# START OF MATERIAL PROVIDED
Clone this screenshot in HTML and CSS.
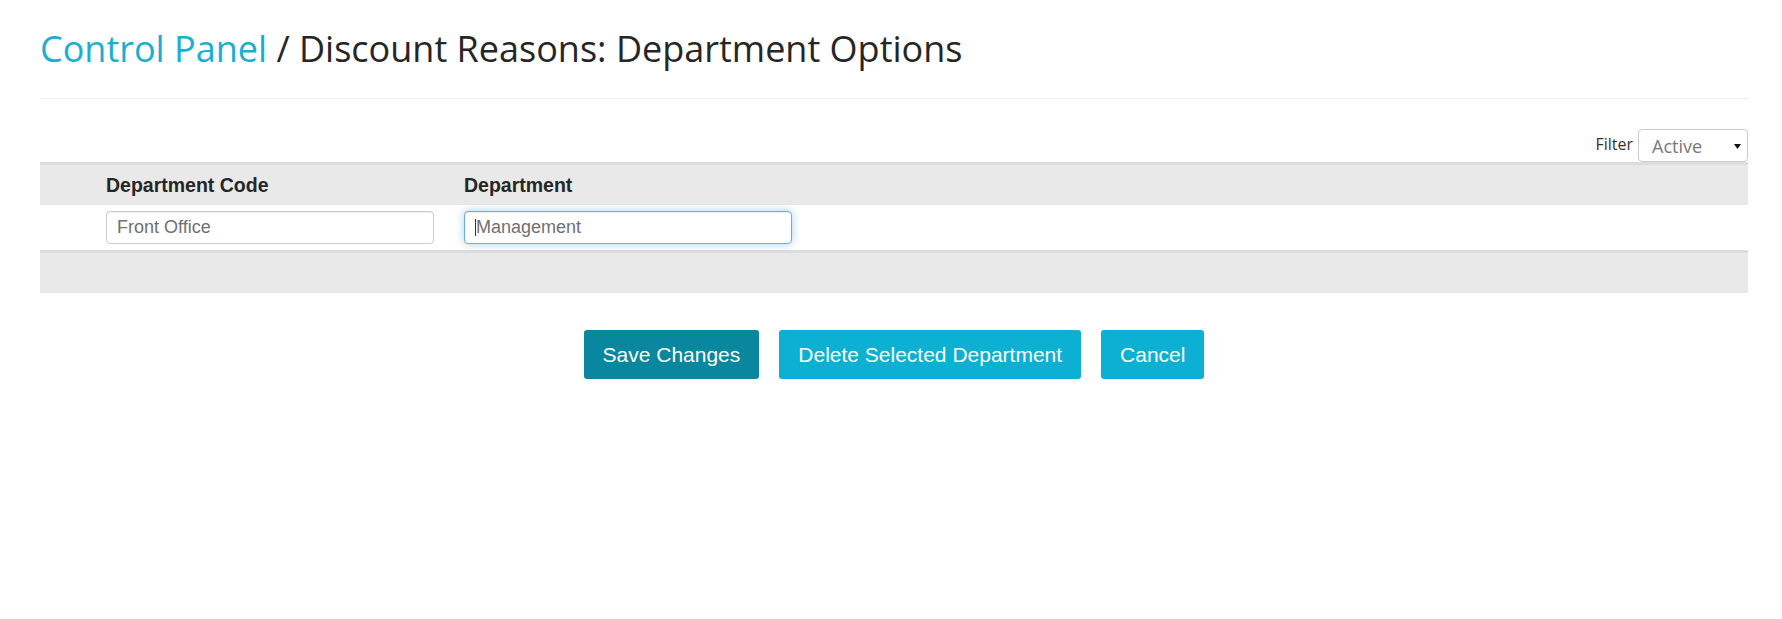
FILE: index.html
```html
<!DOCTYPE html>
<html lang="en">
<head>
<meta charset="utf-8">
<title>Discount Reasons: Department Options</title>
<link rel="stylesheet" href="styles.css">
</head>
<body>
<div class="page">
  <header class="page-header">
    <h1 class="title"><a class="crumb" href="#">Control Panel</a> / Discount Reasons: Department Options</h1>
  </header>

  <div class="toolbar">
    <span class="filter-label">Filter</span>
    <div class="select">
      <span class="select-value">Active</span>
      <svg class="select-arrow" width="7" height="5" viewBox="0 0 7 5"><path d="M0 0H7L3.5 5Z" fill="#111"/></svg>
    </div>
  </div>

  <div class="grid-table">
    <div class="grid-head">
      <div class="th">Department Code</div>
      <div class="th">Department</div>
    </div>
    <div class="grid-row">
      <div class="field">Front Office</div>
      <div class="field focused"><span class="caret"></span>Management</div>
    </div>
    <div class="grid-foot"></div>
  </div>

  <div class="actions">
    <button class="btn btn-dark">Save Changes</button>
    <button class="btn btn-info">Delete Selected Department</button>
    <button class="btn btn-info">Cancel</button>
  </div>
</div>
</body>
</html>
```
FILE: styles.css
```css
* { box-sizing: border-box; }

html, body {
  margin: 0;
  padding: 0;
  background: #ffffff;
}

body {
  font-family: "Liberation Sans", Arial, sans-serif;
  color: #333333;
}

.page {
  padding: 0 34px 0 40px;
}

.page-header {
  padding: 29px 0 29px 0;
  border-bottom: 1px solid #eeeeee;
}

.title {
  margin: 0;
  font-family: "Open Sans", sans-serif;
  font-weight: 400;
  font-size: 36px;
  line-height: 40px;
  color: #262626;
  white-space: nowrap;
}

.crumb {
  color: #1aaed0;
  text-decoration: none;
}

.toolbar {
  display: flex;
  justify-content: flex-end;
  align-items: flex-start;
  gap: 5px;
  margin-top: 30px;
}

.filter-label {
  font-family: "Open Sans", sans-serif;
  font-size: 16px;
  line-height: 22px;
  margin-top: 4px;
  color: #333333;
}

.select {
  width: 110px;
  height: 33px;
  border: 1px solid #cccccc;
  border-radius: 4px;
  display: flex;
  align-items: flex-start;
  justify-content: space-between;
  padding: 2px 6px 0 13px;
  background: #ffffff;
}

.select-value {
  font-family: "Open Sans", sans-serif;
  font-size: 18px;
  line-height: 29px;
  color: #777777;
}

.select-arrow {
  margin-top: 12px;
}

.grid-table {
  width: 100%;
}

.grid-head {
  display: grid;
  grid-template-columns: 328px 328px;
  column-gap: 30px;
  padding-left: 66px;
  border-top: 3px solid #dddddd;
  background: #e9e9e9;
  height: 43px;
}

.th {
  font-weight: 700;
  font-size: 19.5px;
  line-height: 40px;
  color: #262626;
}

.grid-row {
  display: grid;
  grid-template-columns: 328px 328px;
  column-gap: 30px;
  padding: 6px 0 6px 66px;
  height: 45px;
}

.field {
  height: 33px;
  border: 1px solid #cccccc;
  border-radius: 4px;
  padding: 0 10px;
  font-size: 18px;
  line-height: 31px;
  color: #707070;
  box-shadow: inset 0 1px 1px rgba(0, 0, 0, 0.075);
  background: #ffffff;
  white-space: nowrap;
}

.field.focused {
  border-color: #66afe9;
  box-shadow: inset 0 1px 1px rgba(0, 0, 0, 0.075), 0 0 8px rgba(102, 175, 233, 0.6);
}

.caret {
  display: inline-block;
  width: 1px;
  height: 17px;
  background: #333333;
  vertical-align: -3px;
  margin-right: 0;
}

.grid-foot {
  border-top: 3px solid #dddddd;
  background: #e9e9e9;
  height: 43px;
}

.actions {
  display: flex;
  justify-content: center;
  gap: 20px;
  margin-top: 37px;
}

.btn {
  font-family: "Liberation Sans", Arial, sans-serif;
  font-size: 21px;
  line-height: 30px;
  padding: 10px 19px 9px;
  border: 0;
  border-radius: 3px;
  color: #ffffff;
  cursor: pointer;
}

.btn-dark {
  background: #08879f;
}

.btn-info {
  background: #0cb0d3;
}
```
# END OF MATERIAL PROVIDED
EXERCISE REQUIREMENTS
Restate the listing above word for word, and skip the pictures.

TASK ANSWER
Clone this screenshot in HTML and CSS.
FILE: index.html
```html
<!DOCTYPE html>
<html lang="en">
<head>
<meta charset="utf-8">
<title>Discount Reasons: Department Options</title>
<link rel="stylesheet" href="styles.css">
</head>
<body>
<div class="page">
  <header class="page-header">
    <h1 class="title"><a class="crumb" href="#">Control Panel</a> / Discount Reasons: Department Options</h1>
  </header>

  <div class="toolbar">
    <span class="filter-label">Filter</span>
    <div class="select">
      <span class="select-value">Active</span>
      <svg class="select-arrow" width="7" height="5" viewBox="0 0 7 5"><path d="M0 0H7L3.5 5Z" fill="#111"/></svg>
    </div>
  </div>

  <div class="grid-table">
    <div class="grid-head">
      <div class="th">Department Code</div>
      <div class="th">Department</div>
    </div>
    <div class="grid-row">
      <div class="field">Front Office</div>
      <div class="field focused"><span class="caret"></span>Management</div>
    </div>
    <div class="grid-foot"></div>
  </div>

  <div class="actions">
    <button class="btn btn-dark">Save Changes</button>
    <button class="btn btn-info">Delete Selected Department</button>
    <button class="btn btn-info">Cancel</button>
  </div>
</div>
</body>
</html>
```
FILE: styles.css
```css
* { box-sizing: border-box; }

html, body {
  margin: 0;
  padding: 0;
  background: #ffffff;
}

body {
  font-family: "Liberation Sans", Arial, sans-serif;
  color: #333333;
}

.page {
  padding: 0 34px 0 40px;
}

.page-header {
  padding: 29px 0 29px 0;
  border-bottom: 1px solid #eeeeee;
}

.title {
  margin: 0;
  font-family: "Open Sans", sans-serif;
  font-weight: 400;
  font-size: 36px;
  line-height: 40px;
  color: #262626;
  white-space: nowrap;
}

.crumb {
  color: #1aaed0;
  text-decoration: none;
}

.toolbar {
  display: flex;
  justify-content: flex-end;
  align-items: flex-start;
  gap: 5px;
  margin-top: 30px;
}

.filter-label {
  font-family: "Open Sans", sans-serif;
  font-size: 16px;
  line-height: 22px;
  margin-top: 4px;
  color: #333333;
}

.select {
  width: 110px;
  height: 33px;
  border: 1px solid #cccccc;
  border-radius: 4px;
  display: flex;
  align-items: flex-start;
  justify-content: space-between;
  padding: 2px 6px 0 13px;
  background: #ffffff;
}

.select-value {
  font-family: "Open Sans", sans-serif;
  font-size: 18px;
  line-height: 29px;
  color: #777777;
}

.select-arrow {
  margin-top: 12px;
}

.grid-table {
  width: 100%;
}

.grid-head {
  display: grid;
  grid-template-columns: 328px 328px;
  column-gap: 30px;
  padding-left: 66px;
  border-top: 3px solid #dddddd;
  background: #e9e9e9;
  height: 43px;
}

.th {
  font-weight: 700;
  font-size: 19.5px;
  line-height: 40px;
  color: #262626;
}

.grid-row {
  display: grid;
  grid-template-columns: 328px 328px;
  column-gap: 30px;
  padding: 6px 0 6px 66px;
  height: 45px;
}

.field {
  height: 33px;
  border: 1px solid #cccccc;
  border-radius: 4px;
  padding: 0 10px;
  font-size: 18px;
  line-height: 31px;
  color: #707070;
  box-shadow: inset 0 1px 1px rgba(0, 0, 0, 0.075);
  background: #ffffff;
  white-space: nowrap;
}

.field.focused {
  border-color: #66afe9;
  box-shadow: inset 0 1px 1px rgba(0, 0, 0, 0.075), 0 0 8px rgba(102, 175, 233, 0.6);
}

.caret {
  display: inline-block;
  width: 1px;
  height: 17px;
  background: #333333;
  vertical-align: -3px;
  margin-right: 0;
}

.grid-foot {
  border-top: 3px solid #dddddd;
  background: #e9e9e9;
  height: 43px;
}

.actions {
  display: flex;
  justify-content: center;
  gap: 20px;
  margin-top: 37px;
}

.btn {
  font-family: "Liberation Sans", Arial, sans-serif;
  font-size: 21px;
  line-height: 30px;
  padding: 10px 19px 9px;
  border: 0;
  border-radius: 3px;
  color: #ffffff;
  cursor: pointer;
}

.btn-dark {
  background: #08879f;
}

.btn-info {
  background: #0cb0d3;
}
```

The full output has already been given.